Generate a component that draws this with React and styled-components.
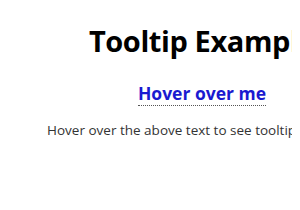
import styled, { createGlobalStyle } from 'styled-components';

const Global = createGlobalStyle`
  body {
    margin: 8px;
    background: #fff;
    font-family: "Open Sans", "Noto Sans", sans-serif;
    overflow: hidden;
  }
`;

const Page = styled.div`
  width: 388px;
  text-align: center;
  padding-top: 13px;
`;

const Title = styled.h1`
  margin: 0 0 20px;
  font-size: 29px;
  font-weight: 700;
  color: #000;
  line-height: 40px;
  letter-spacing: -0.4px;
`;

const Trigger = styled.span`
  display: inline-block;
  position: relative;
  font-size: 17.5px;
  font-weight: 700;
  color: #1a1ad0;
  line-height: 24px;
  border-bottom: 1px dotted #555;
  cursor: help;
`;

const Hint = styled.p`
  margin: 15px -40px 0;
  font-size: 13.5px;
  color: #333;
  white-space: nowrap;
`;

const App = () => {
  return (
    <>
      <Global />
      <Page>
        <Title>Tooltip Example</Title>
        <Trigger>Hover over me</Trigger>
        <Hint>Hover over the above text to see tooltip in action.</Hint>
      </Page>
    </>
  );
};

export default App;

Exercise objective: Print the complete listing exactly, apart from any pictures.

Reply:
Generate a component that draws this with React and styled-components.
import styled, { createGlobalStyle } from 'styled-components';

const Global = createGlobalStyle`
  body {
    margin: 8px;
    background: #fff;
    font-family: "Open Sans", "Noto Sans", sans-serif;
    overflow: hidden;
  }
`;

const Page = styled.div`
  width: 388px;
  text-align: center;
  padding-top: 13px;
`;

const Title = styled.h1`
  margin: 0 0 20px;
  font-size: 29px;
  font-weight: 700;
  color: #000;
  line-height: 40px;
  letter-spacing: -0.4px;
`;

const Trigger = styled.span`
  display: inline-block;
  position: relative;
  font-size: 17.5px;
  font-weight: 700;
  color: #1a1ad0;
  line-height: 24px;
  border-bottom: 1px dotted #555;
  cursor: help;
`;

const Hint = styled.p`
  margin: 15px -40px 0;
  font-size: 13.5px;
  color: #333;
  white-space: nowrap;
`;

const App = () => {
  return (
    <>
      <Global />
      <Page>
        <Title>Tooltip Example</Title>
        <Trigger>Hover over me</Trigger>
        <Hint>Hover over the above text to see tooltip in action.</Hint>
      </Page>
    </>
  );
};

export default App;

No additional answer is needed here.